Ultimately, dealing with climate change is going to require a lot of money (although less than not dealing with it), and some will have to come from federal coffers, Stokes said.
Cities and states already need help financing their climate goals and managing the growing risks of climate-fueled disasters like wildfires and floods. And many agree on the need to dramatically increase funding to develop new energy technologies that will transform society.
In the past, such investments helped make renewable energy sources like solar power some of the cheapest on the market. Now it’s needed to advance things like greener planes and aviation fuels, Trancik said.

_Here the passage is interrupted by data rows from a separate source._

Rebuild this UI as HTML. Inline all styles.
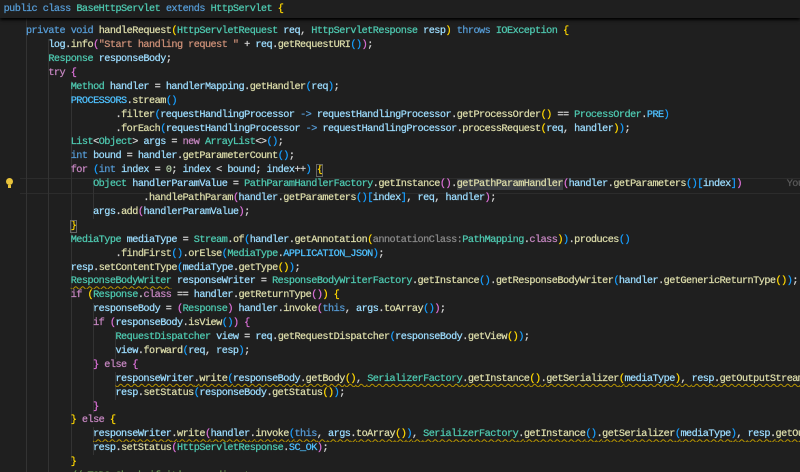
<!DOCTYPE html>
<html><head><meta charset="utf-8"><style>
html,body{margin:0;padding:0;background:#1f1f1f;width:800px;height:472px;overflow:hidden}
body{font-family:"Liberation Mono",monospace;font-size:10.2px;letter-spacing:-0.52px;color:#d4d4d4;position:relative;-webkit-text-stroke:0.25px currentColor}
.l{position:absolute;left:3.6px;right:0;overflow:hidden;white-space:pre;height:13.9px;line-height:13.9px;margin-top:2.3px}
.k{color:#569cd6}.c{color:#c586c0}.t{color:#4ec9b0}.f{color:#dcdcaa}.v{color:#9cdcfe}.s{color:#ce9178}.n{color:#b5cea8}
.b1{color:#ffd700}.b2{color:#da70d6}.b3{color:#179fff}.K{color:#4fc1ff}.g{color:#8a8a8a}.cm{color:#6a9955}
.w{text-decoration:underline wavy #b89500;text-decoration-thickness:1px;text-underline-offset:2px}
.sticky{position:absolute;left:0;top:0;width:800px;height:18px;background:#1f1f1f;box-shadow:0 2px 3px #000;z-index:2}
.guide{position:absolute;width:1px;background:#333}
.cur{position:absolute;left:20px;width:780px;top:178px;height:14px;border-top:1px solid #2c2c2c;border-bottom:1px solid #2c2c2c}
.sel{background:#3a3d41}
</style></head><body>
<div class="sticky"><div class="l" style="top:1px"><span class="k">public</span> <span class="k">class</span> <span class="t">BaseHttpServlet</span> <span class="k">extends</span> <span class="t">HttpServlet</span> <span class="b1">{</span></div></div>
<div class="cur"></div>
<div class="guide" style="left:26px;top:18px;height:454px"></div>
<div class="guide" style="left:48px;top:39px;height:433px"></div>
<div class="guide" style="left:71px;top:81px;height:380px"></div>
<div class="guide" style="left:93px;top:178px;height:41px"></div>
<div class="guide" style="left:93px;top:303px;height:110px"></div>
<div class="guide" style="left:93px;top:427px;height:28px"></div>
<div class="guide" style="left:115px;top:331px;height:28px"></div>
<div class="guide" style="left:115px;top:372px;height:28px"></div>
<div style="position:absolute;left:6px;top:178px;width:7px;height:7px;border-radius:50%;background:#e8c33b"></div>
<div style="position:absolute;left:8px;top:185px;width:3px;height:3px;background:#e8c33b"></div>

<div class="l" style="top:23px">    <span class="k">private</span> <span class="k">void</span> <span class="f">handleRequest</span><span class="b1">(</span><span class="t">HttpServletRequest</span> <span class="v">req</span>, <span class="t">HttpServletResponse</span> <span class="v">resp</span><span class="b1">)</span> <span class="k">throws</span> <span class="t">IOException</span> <span class="b1">{</span></div>
<div class="l" style="top:36.9px">        <span class="v">log</span>.<span class="f">info</span><span class="b2">(</span><span class="s">"Start handling request "</span> + <span class="v">req</span>.<span class="f">getRequestURI</span><span class="b3">()</span><span class="b2">)</span>;</div>
<div class="l" style="top:50.8px">        <span class="t">Response</span> <span class="v">responseBody</span>;</div>
<div class="l" style="top:64.7px">        <span class="c">try</span> <span class="b2">{</span></div>
<div class="l" style="top:78.6px">            <span class="t">Method</span> <span class="v">handler</span> = <span class="v">handlerMapping</span>.<span class="f">getHandler</span><span class="b3">(</span><span class="v">req</span><span class="b3">)</span>;</div>
<div class="l" style="top:92.5px">            <span class="K">PROCESSORS</span>.<span class="f">stream</span><span class="b3">()</span></div>
<div class="l" style="top:106.4px">                    .<span class="f">filter</span><span class="b3">(</span><span class="v">requestHandlingProcessor</span> <span class="k">-&gt;</span> <span class="v">requestHandlingProcessor</span>.<span class="f">getProcessOrder</span><span class="b1">()</span> == <span class="t">ProcessOrder</span>.<span class="K">PRE</span><span class="b3">)</span></div>
<div class="l" style="top:120.3px">                    .<span class="f">forEach</span><span class="b3">(</span><span class="v">requestHandlingProcessor</span> <span class="k">-&gt;</span> <span class="v">requestHandlingProcessor</span>.<span class="f">processRequest</span><span class="b1">(</span><span class="v">req</span>, <span class="v">handler</span><span class="b1">)</span><span class="b3">)</span>;</div>
<div class="l" style="top:134.2px">            <span class="t">List</span>&lt;<span class="t">Object</span>&gt; <span class="v">args</span> = <span class="c">new</span> <span class="t">ArrayList</span>&lt;&gt;<span class="b3">()</span>;</div>
<div class="l" style="top:148.1px">            <span class="k">int</span> <span class="v">bound</span> = <span class="v">handler</span>.<span class="f">getParameterCount</span><span class="b3">()</span>;</div>
<div class="l" style="top:162px">            <span class="c">for</span> <span class="b3">(</span><span class="k">int</span> <span class="v">index</span> = <span class="n">0</span>; <span class="v">index</span> &lt; <span class="v">bound</span>; <span class="v">index</span>++<span class="b3">)</span> <span class="b1" style="outline:1px solid #666">{</span></div>
<div class="l" style="top:175.9px">                <span class="t">Object</span> <span class="v">handlerParamValue</span> = <span class="t">PathParamHandlerFactory</span>.<span class="f">getInstance</span><span class="b2">()</span>.<span class="f sel">getPathParamHandler</span><span class="b2">(</span><span class="v">handler</span>.<span class="f">getParameters</span><span class="b3">()</span><span class="b3">[</span><span class="v">index</span><span class="b3">]</span><span class="b2">)</span>        <span style="color:#5a5a5a">You, </span></div>
<div class="l" style="top:189.8px">                         .<span class="f">handlePathParam</span><span class="b2">(</span><span class="v">handler</span>.<span class="f">getParameters</span><span class="b3">()</span><span class="b3">[</span><span class="v">index</span><span class="b3">]</span>, <span class="v">req</span>, <span class="v">handler</span><span class="b2">)</span>;</div>
<div class="l" style="top:203.7px">                <span class="v">args</span>.<span class="f">add</span><span class="b2">(</span><span class="v">handlerParamValue</span><span class="b2">)</span>;</div>
<div class="l" style="top:217.6px">            <span class="b1" style="outline:1px solid #666">}</span></div>
<div class="l" style="top:231.5px">            <span class="t">MediaType</span> <span class="v">mediaType</span> = <span class="t">Stream</span>.<span class="f">of</span><span class="b3">(</span><span class="v">handler</span>.<span class="f">getAnnotation</span><span class="b1">(</span><span class="g">annotationClass:</span><span class="t">PathMapping</span>.<span class="c">class</span><span class="b1">)</span><span class="b3">)</span>.<span class="f">produces</span><span class="b3">()</span></div>
<div class="l" style="top:245.4px">                    .<span class="f">findFirst</span><span class="b3">()</span>.<span class="f">orElse</span><span class="b3">(</span><span class="t">MediaType</span>.<span class="K">APPLICATION_JSON</span><span class="b3">)</span>;</div>
<div class="l" style="top:259.3px">            <span class="v">resp</span>.<span class="f">setContentType</span><span class="b3">(</span><span class="v">mediaType</span>.<span class="f">getType</span><span class="b1">()</span><span class="b3">)</span>;</div>
<div class="l" style="top:273.2px">            <span class="t w">ResponseBodyWriter</span> <span class="v">responseWriter</span> = <span class="t">ResponseBodyWriterFactory</span>.<span class="f">getInstance</span><span class="b3">()</span>.<span class="f">getResponseBodyWriter</span><span class="b3">(</span><span class="v">handler</span>.<span class="f">getGenericReturnType</span><span class="b1">()</span><span class="b3">)</span>;</div>
<div class="l" style="top:287.1px">            <span class="c">if</span> <span class="b1">(</span><span class="t">Response</span>.<span class="c">class</span> == <span class="v">handler</span>.<span class="f">getReturnType</span><span class="b2">()</span><span class="b1">)</span> <span class="b1">{</span></div>
<div class="l" style="top:301px">                <span class="v">responseBody</span> = <span class="b2">(</span><span class="t">Response</span><span class="b2">)</span> <span class="v">handler</span>.<span class="f">invoke</span><span class="b2">(</span><span class="k">this</span>, <span class="v">args</span>.<span class="f">toArray</span><span class="b3">()</span><span class="b2">)</span>;</div>
<div class="l" style="top:314.9px">                <span class="c">if</span> <span class="b2">(</span><span class="v">responseBody</span>.<span class="f">isView</span><span class="b3">()</span><span class="b2">)</span> <span class="b2">{</span></div>
<div class="l" style="top:328.8px">                    <span class="t">RequestDispatcher</span> <span class="v">view</span> = <span class="v">req</span>.<span class="f">getRequestDispatcher</span><span class="b3">(</span><span class="v">responseBody</span>.<span class="f">getView</span><span class="b1">()</span><span class="b3">)</span>;</div>
<div class="l" style="top:342.7px">                    <span class="v">view</span>.<span class="f">forward</span><span class="b3">(</span><span class="v">req</span>, <span class="v">resp</span><span class="b3">)</span>;</div>
<div class="l" style="top:356.6px">                <span class="b2">}</span> <span class="c">else</span> <span class="b2">{</span></div>
<div class="l" style="top:370.5px">                    <span class="w"><span class="v">responseWriter</span>.<span class="f">write</span><span class="b3">(</span><span class="v">responseBody</span>.<span class="f">getBody</span><span class="b1">()</span>, <span class="t">SerializerFactory</span>.<span class="f">getInstance</span><span class="b1">()</span>.<span class="f">getSerializer</span><span class="b1">(</span><span class="v">mediaType</span><span class="b1">)</span>, <span class="v">resp</span>.<span class="f">getOutputStream</span><span class="b1">()</span></span></div>
<div class="l" style="top:384.4px">                    <span class="v">resp</span>.<span class="f">setStatus</span><span class="b3">(</span><span class="v">responseBody</span>.<span class="f">getStatus</span><span class="b1">()</span><span class="b3">)</span>;</div>
<div class="l" style="top:398.3px">                <span class="b2">}</span></div>
<div class="l" style="top:412.2px">            <span class="b1">}</span> <span class="c">else</span> <span class="b1">{</span></div>
<div class="l" style="top:426.1px">                <span class="w"><span class="v">responseWriter</span>.<span class="f">write</span><span class="b2">(</span><span class="v">handler</span>.<span class="f">invoke</span><span class="b3">(</span><span class="k">this</span>, <span class="v">args</span>.<span class="f">toArray</span><span class="b1">()</span><span class="b3">)</span>, <span class="t">SerializerFactory</span>.<span class="f">getInstance</span><span class="b3">()</span>.<span class="f">getSerializer</span><span class="b3">(</span><span class="v">mediaType</span><span class="b3">)</span>, <span class="v">resp</span>.<span class="f">getOutputStream</span><span class="b3">()</span></span></div>
<div class="l" style="top:440px">                <span class="v">resp</span>.<span class="f">setStatus</span><span class="b2">(</span><span class="t">HttpServletResponse</span>.<span class="K">SC_OK</span><span class="b2">)</span>;</div>
<div class="l" style="top:453.9px">            <span class="b1">}</span></div>
<div class="l" style="top:467.8px">            <span class="cm">// TODO Check if it's a redirect</span></div>
</body></html>
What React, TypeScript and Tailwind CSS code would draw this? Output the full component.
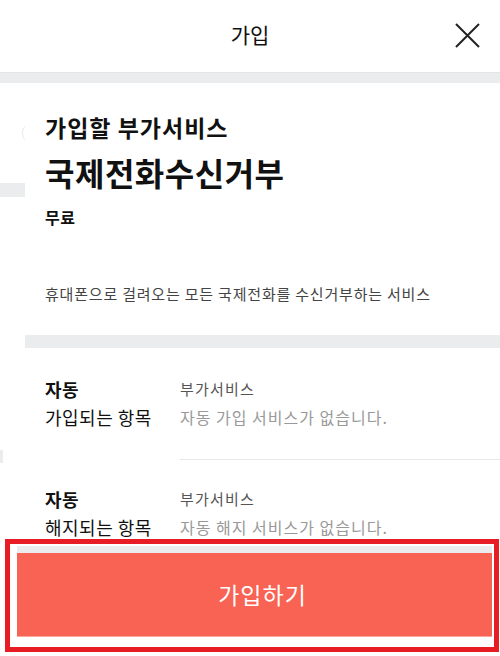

For her, the problem boils down to the lack of a strong “national narrative” that would help the country reduce emissions in ways that also spark innovation and economic opportunity.
“It’s not really allowing us to tap into the creativity and the strength of many people around the country who would like to do something about this problem,” she said.
At the moment, there is not just a leadership void at the federal level, but a concerted effort to block state actions that would reduce emissions, Victor said. For instance, Washington is now challenging California’s authority to set stringent fuel economy standards for cars and trucks.
The Trump administration has also rolled back Obama-era policies aimed at reducing greenhouse emissions, like the Clean Power Plan. One study found that its replacement, the Affordable Clean Energy Rule, could increase emissions and air pollution in many states.
Even so, everyone agrees that climate efforts by cities, states and businesses are important — and will be necessary regardless of what happens at the national level.
And momentum is only growing, Frisch said: “I think of it as a wave that’s been building and is crashing on us now.”